Data compression of any stripe is a rabbit hole topic, but I thought it'd be curious to take some songs and run them through different encoders and compare the differences in quality and speed. I'll also be rambling a bit about the innards of an MP3, and how five different, equally playable MP3s can all sound so massively different. I've even got a robot listening buddy on board!

How can there be any different-sounding encoders out there, let alone five?

MP3 is a lossy compression codec, which means it'll toss out information to produce a smaller file, the goal being that it's data you can't hear or won't mind if it's gone. In the case of MP3, your audio (which is normally represented as a series of hundreds of thousands or millions of voltage samples) is converted to a series of frames and then split into 20 bands of frequencies in each frame, and the encoder will determine which bands are the most audible and which ones can be encoded with lower accuracy (again, in each frame). It's actually not far off from how JPEG works, which splits your image into 8x8 blocks and converts the individual pixel bitmap data in each block to lower-accuracy frequencies that represent roughly what each block should look like. This is where JPEG infamous blocking artifacts occur.

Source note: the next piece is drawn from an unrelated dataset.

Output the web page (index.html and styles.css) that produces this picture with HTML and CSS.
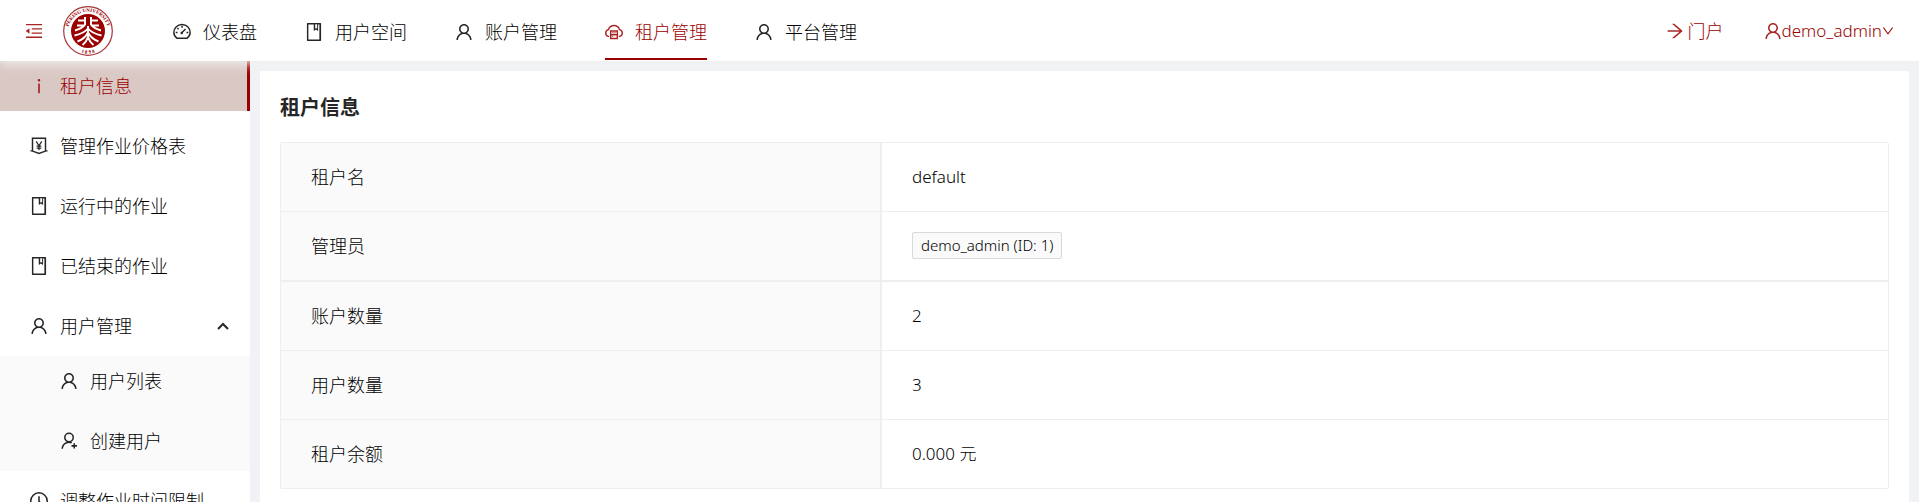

There's a lot of misinformation, consumer confusion, and overall snake oil about MP3s. A lot of people think they can skirt the loss of information by using a bitrate of 320kbps (don't, it's just irritating bloat and you're still throwing away data, use a lossless codec), or they think you can take a lower-bitrate MP3 and convert it to a higher-bitrate one or even to WAV for better quality (you can't, the data is permanently gone, start with a lossless or uncompressed original), but one place that MP3 is genuinely a little strange is on the encoder side. Using different encoders will get you different results!

How can that be, though? Don't they all just make MP3s?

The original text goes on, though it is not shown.